Identify the lines in the data below that contain "React" and give only how many there are.
────────────────────
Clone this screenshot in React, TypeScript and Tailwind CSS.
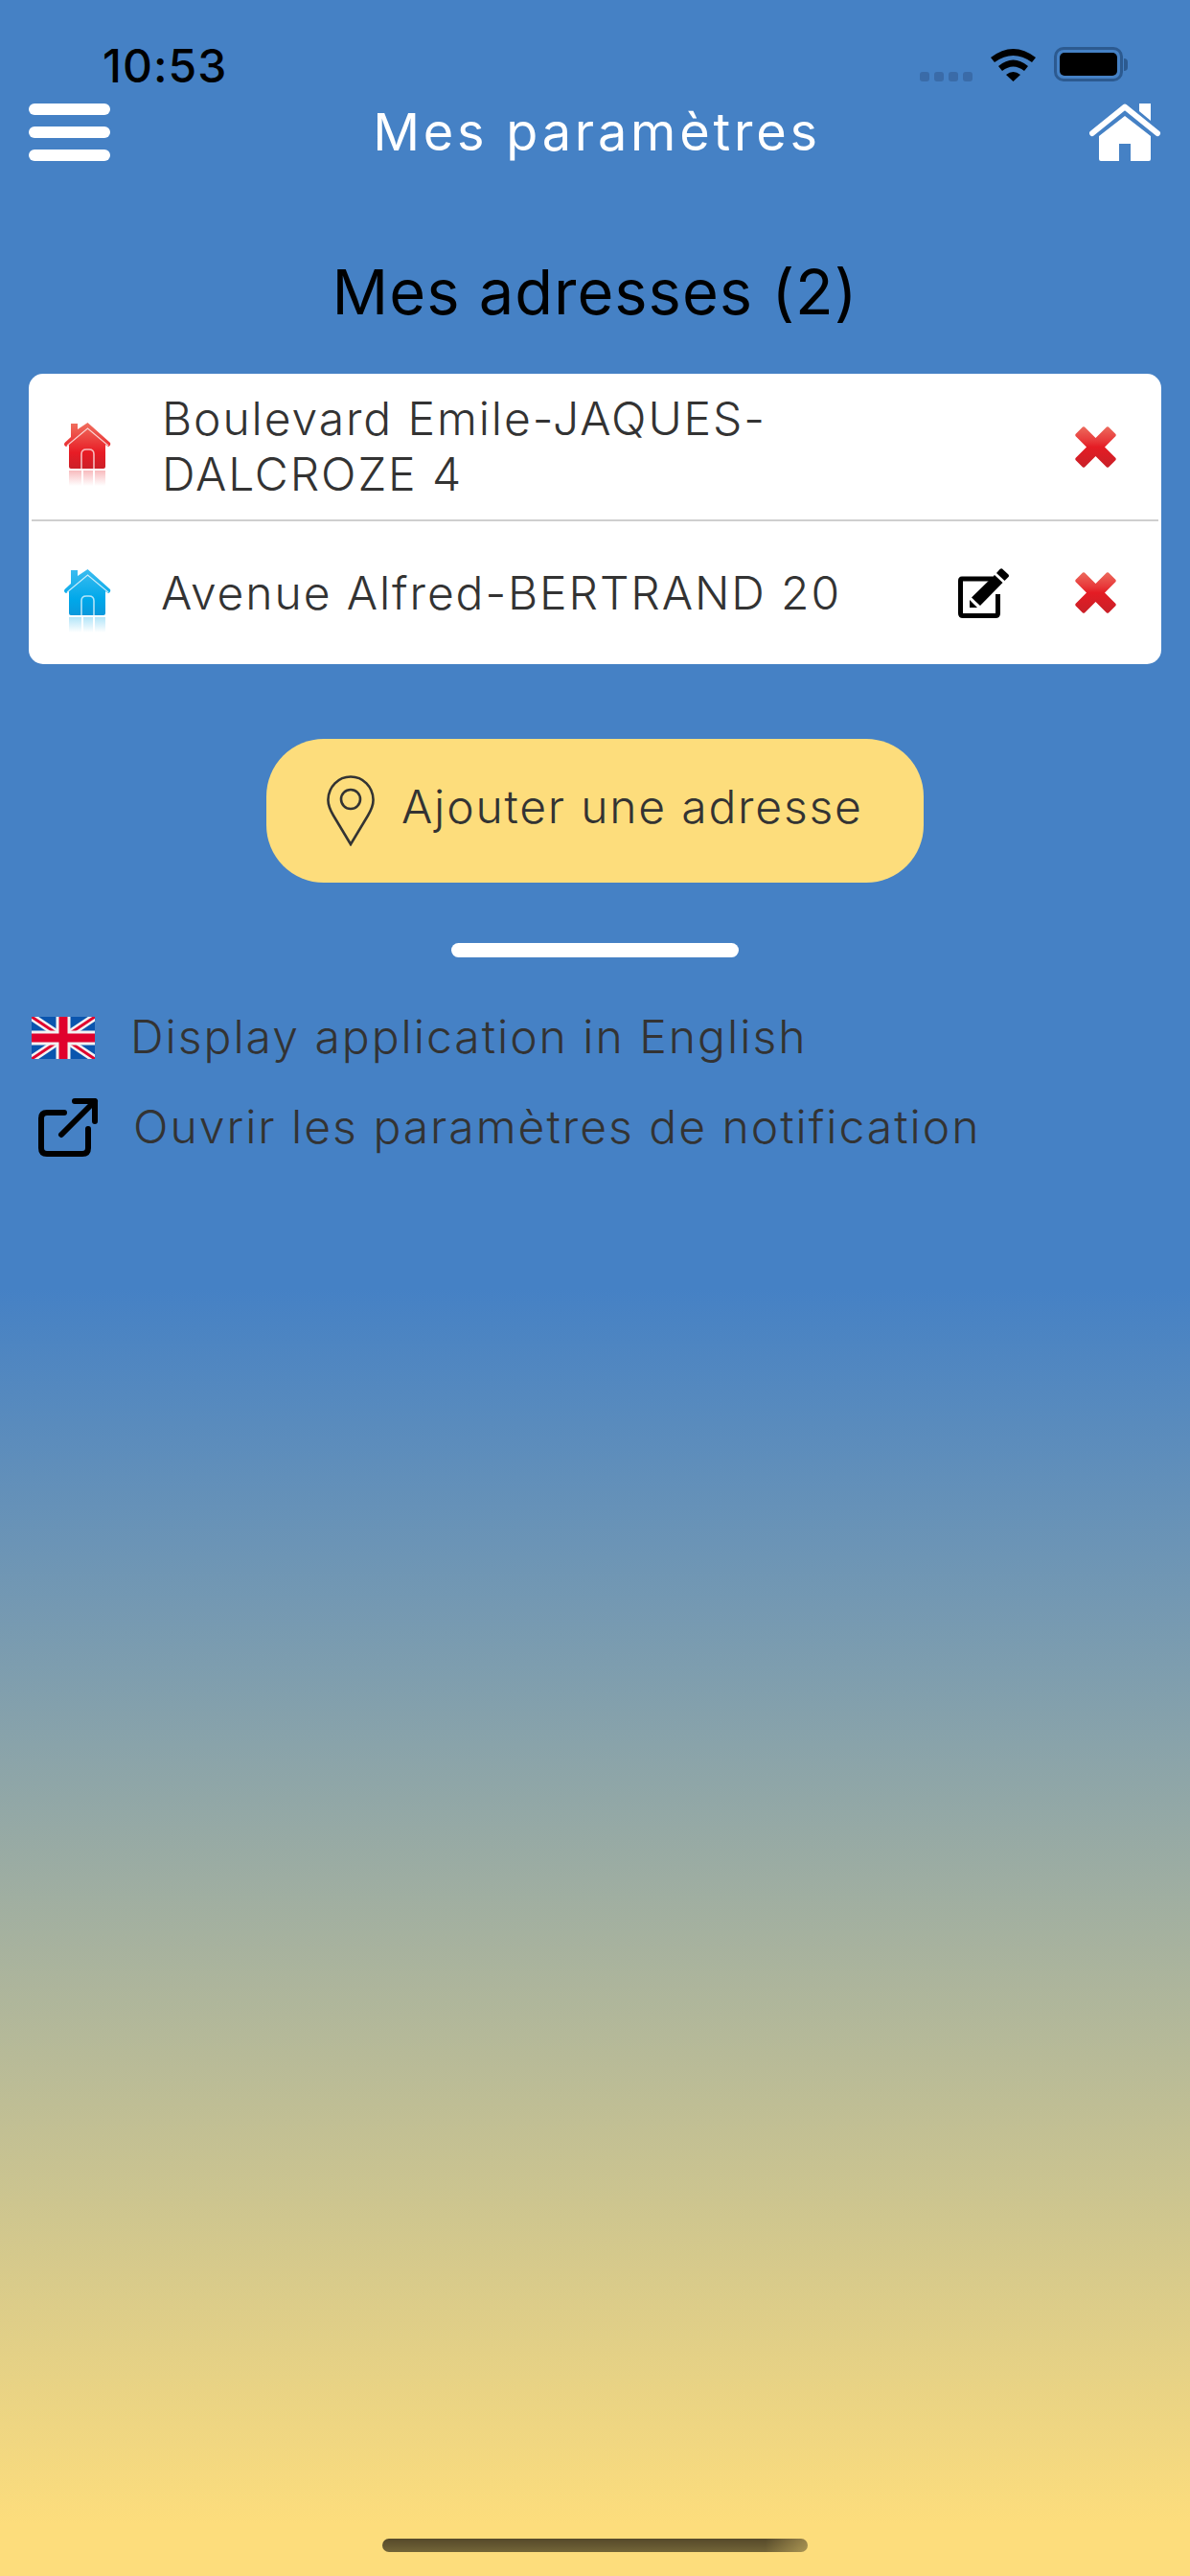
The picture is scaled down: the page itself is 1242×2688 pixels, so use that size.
import React from "react";

const font = "font-['Inter','Liberation_Sans',sans-serif]";

const StatusBar = () => (
  <div className="h-[108px] flex items-start">
    <span className="ml-[107px] mt-[44px] text-[48px] leading-[50px] font-medium tracking-[1px] text-black">10:53</span>
    <div className="ml-auto mr-[65px] mt-[49px] flex items-start">
      <div className="mt-[26px] flex gap-[5px]">
        <i className="w-[10px] h-[10px] rounded-[3px] bg-[#3a6ba8]" />
        <i className="w-[10px] h-[10px] rounded-[3px] bg-[#3a6ba8]" />
        <i className="w-[10px] h-[10px] rounded-[3px] bg-[#3a6ba8]" />
        <i className="w-[10px] h-[10px] rounded-[3px] bg-[#3a6ba8]" />
      </div>
      <svg className="ml-[19px]" width="47" height="36" viewBox="0 0 47 36">
        <path d="M0 11 Q23.5 -7 47 11 L43 16 Q23.5 2 4 16 Z" fill="#000" />
        <path d="M8 20 Q23.5 7 39 20 L35 25 Q23.5 16 12 25 Z" fill="#000" />
        <path d="M16 29 Q23.5 23 31 29 L23.5 36 Z" fill="#000" />
      </svg>
      <div className="ml-[19px] w-[72px] h-[36px] rounded-[10px] border-[3px] border-[#2c5a90] p-[3px]">
        <div className="w-full h-full rounded-[5px] bg-black" />
      </div>
      <div className="ml-[1px] mt-[12px] w-[4px] h-[13px] rounded-r-[4px] bg-[#2c5a90]" />
    </div>
  </div>
);

const WhiteHome = () => (
  <svg width="75" height="60" viewBox="0 0 75 60">
    <path d="M52 0 H64 V18 L52 8 Z" fill="#fff" />
    <path d="M3 31 L37 3.5 L71 31" fill="none" stroke="#fff" strokeWidth="6" strokeLinecap="round" strokeLinejoin="round" />
    <path d="M10 34 L37 13 L64 34 V58 Q64 60 62 60 H43 V42 H31 V60 H12 Q10 60 10 58 Z" fill="#fff" />
  </svg>
);

const Header = () => (
  <div className="h-[60px] px-[30px] flex items-center justify-between relative">
    <div className="flex flex-col gap-[12px] w-[85px]">
      <div className="h-[12px] rounded-full bg-white" />
      <div className="h-[12px] rounded-full bg-white" />
      <div className="h-[12px] rounded-full bg-white" />
    </div>
    <h1 className="text-[54px] leading-[60px] font-normal text-white tracking-[3.8px] -translate-x-[3px]">Mes paramètres</h1>
    <WhiteHome />
  </div>
);

const GlossyHome = ({ id, top, mid, low }: { id: string; top: string; mid: string; low: string }) => (
  <svg width="50" height="66" viewBox="0 0 50 66" className="shrink-0">
    <defs>
      <linearGradient id={id} x1="0" y1="0" x2="0" y2="1">
        <stop offset="0" stopColor={top} />
        <stop offset="0.65" stopColor={mid} />
        <stop offset="1" stopColor={low} />
      </linearGradient>
      <linearGradient id={`${id}-r`} x1="0" y1="0" x2="0" y2="1">
        <stop offset="0" stopColor={mid} stopOpacity="0.3" />
        <stop offset="1" stopColor={mid} stopOpacity="0" />
      </linearGradient>
    </defs>
    <path d="M7 1 H14 V7 L24.5 0 L48 21 Q49 24 46 25 L43 23 V46 Q43 48 41 48 H7 Q5 48 5 46 V23 L2 25 Q-1 24 0.5 21 L7 15 Z" fill={`url(#${id})`} />
    <path d="M3 24 L24.5 6 L46 24" fill="none" stroke="#fff" strokeOpacity="0.75" strokeWidth="1.2" />
    <path d="M18 48 V33 Q18 28 23 28 H26 Q31 28 31 33 V48" fill="none" stroke="#fff" strokeOpacity="0.7" strokeWidth="1.6" />
    <path d="M5 50 H18 V66 H5 Z M20 50 H30 V66 H20 Z M32 50 H43 V66 H32 Z" fill={`url(#${id}-r)`} />
  </svg>
);

const Cross = ({ id }: { id: string }) => (
  <svg width="43" height="43" viewBox="0 0 43 43" className="shrink-0">
    <defs>
      <linearGradient id={id} x1="0" y1="0" x2="0" y2="1">
        <stop offset="0" stopColor="#ec6a5c" />
        <stop offset="0.35" stopColor="#e8383a" />
        <stop offset="0.5" stopColor="#e41c24" />
        <stop offset="1" stopColor="#c92028" />
      </linearGradient>
    </defs>
    <path d="M10 0.5 L21.5 12 L33 0.5 Q34 0 35 0.5 L42.5 8 Q43 9 42.5 10 L31 21.5 L42.5 33 Q43 34 42.5 35 L35 42.5 Q34 43 33 42.5 L21.5 31 L10 42.5 Q9 43 8 42.5 L0.5 35 Q0 34 0.5 33 L12 21.5 L0.5 10 Q0 9 0.5 8 L8 0.5 Q9 0 10 0.5 Z" fill={`url(#${id})`} />
  </svg>
);

const EditIcon = () => (
  <svg width="53" height="52" viewBox="0 0 53 52" className="shrink-0">
    <path d="M36 11 H4 Q2.5 11 2.5 13 V47 Q2.5 49.5 5 49.5 H39 Q41.5 49.5 41.5 47 V27" fill="none" stroke="#000" strokeWidth="5" />
    <path d="M46 0.5 L52.5 6.5 Q53.5 8 52.5 9 L48.5 13 L40 5 L43.5 1 Q45 -0.2 46 0.5 Z M38 7 L46.5 15 L23 39 L14 30.5 Z M12 33 L20 41 L12 41 Z" fill="#000" />
  </svg>
);

const PinIcon = () => (
  <svg width="50" height="74" viewBox="0 0 50 74" className="shrink-0">
    <path d="M25 72 L7 42 Q1 32 1.5 25 C2 12 12 1.5 25 1.5 C38 1.5 48 12 48.5 25 Q49 32 43 42 Z" fill="none" stroke="#333" strokeWidth="2.6" strokeLinejoin="miter" />
    <circle cx="25" cy="25" r="10" fill="none" stroke="#333" strokeWidth="2.6" />
  </svg>
);

const UkFlag = () => (
  <svg width="66" height="44" viewBox="0 0 66 44" className="shrink-0">
    <rect width="66" height="44" fill="#0a55ae" />
    <path d="M0 0 L66 44 M66 0 L0 44" stroke="#f2f2f2" strokeWidth="8" />
    <path d="M0 0 L66 44 M66 0 L0 44" stroke="#e0012d" strokeWidth="3" />
    <path d="M33 0 V44 M0 22 H66" stroke="#f2f2f2" strokeWidth="15" />
    <path d="M33 0 V44 M0 22 H66" stroke="#e0012d" strokeWidth="9" />
  </svg>
);

const LinkIcon = () => (
  <svg width="65" height="62" viewBox="0 0 65 62" className="shrink-0 blur-[0.6px]">
    <path d="M29 15 H11 Q5 15 5 21 V52 Q5 58 11 58 H48 Q54 58 54 52 V32" fill="none" stroke="#000" strokeWidth="6" strokeLinecap="round" />
    <path d="M26 38 L61 3 M40 3 H61 V24" fill="none" stroke="#000" strokeWidth="6" strokeLinecap="round" strokeLinejoin="round" />
  </svg>
);

export default function App() {
  return (
    <div className={`${font} w-[1242px] h-[2688px] flex flex-col bg-[linear-gradient(to_bottom,#4581c5_0%,#4581c5_50%,#fddd7c_98%)] overflow-hidden`}>
      <StatusBar />
      <Header />

      <h2 className="mt-[100px] text-center text-[65px] leading-[74px] font-normal tracking-[1px] text-black">Mes adresses (2)</h2>

      <div className="mt-[48px] mx-[30px] rounded-[15px] bg-white px-[3px] flex flex-col">
        <div className="h-[154px] flex items-center border-b-2 border-[#cfcfcf] pl-[34px] pr-[44px]">
          <div className="mt-[16px]"><GlossyHome id="h1" top="#f0705f" mid="#e81c25" low="#cc1f28" /></div>
          <p className="ml-[52px] w-[760px] text-[48px] leading-[58px] font-light tracking-[1.9px] text-[#333]">Boulevard Emile-JAQUES-DALCROZE 4</p>
          <div className="ml-auto"><Cross id="c1" /></div>
        </div>
        <div className="h-[149px] flex items-center pl-[34px] pr-[44px]">
          <div className="mt-[16px]"><GlossyHome id="h2" top="#3cbcf0" mid="#00a8ea" low="#0a98dc" /></div>
          <p className="ml-[51px] text-[48px] leading-[57px] font-light tracking-[1.9px] text-[#333]">Avenue Alfred-BERTRAND 20</p>
          <div className="ml-auto mr-[69px]"><EditIcon /></div>
          <Cross id="c2" />
        </div>
      </div>

      <button className="mt-[78px] self-center w-[686px] h-[150px] rounded-[60px] bg-[#fddd7c] flex items-center pl-[63px]">
        <PinIcon />
        <span className="ml-[28px] -mt-[8px] text-[48px] font-light tracking-[1.8px] text-[#333]">Ajouter une adresse</span>
      </button>

      <div className="mt-[63px] self-center w-[300px] h-[15px] rounded-full bg-white" />

      <div className="mt-[62px] ml-[33px] h-[44px] flex items-center">
        <UkFlag />
        <span className="ml-[37px] -mt-[2px] text-[48px] font-light tracking-[2px] text-[#333]">Display application in English</span>
      </div>
      <div className="mt-[41px] ml-[38px] h-[62px] flex items-center">
        <LinkIcon />
        <span className="ml-[36px] -mt-[2px] text-[48px] font-light tracking-[2px] text-[#333]">Ouvrir les paramètres de notification</span>
      </div>

      <div className="mt-auto mb-[25px] self-center w-[444px] h-[14px] rounded-full bg-[linear-gradient(to_right,transparent_90%,rgba(253,221,124,0.4)_100%),linear-gradient(to_bottom,#55492a,#736538)]" />
    </div>
  );
}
────────────────────
_COMPLETE RESPONSE_. 2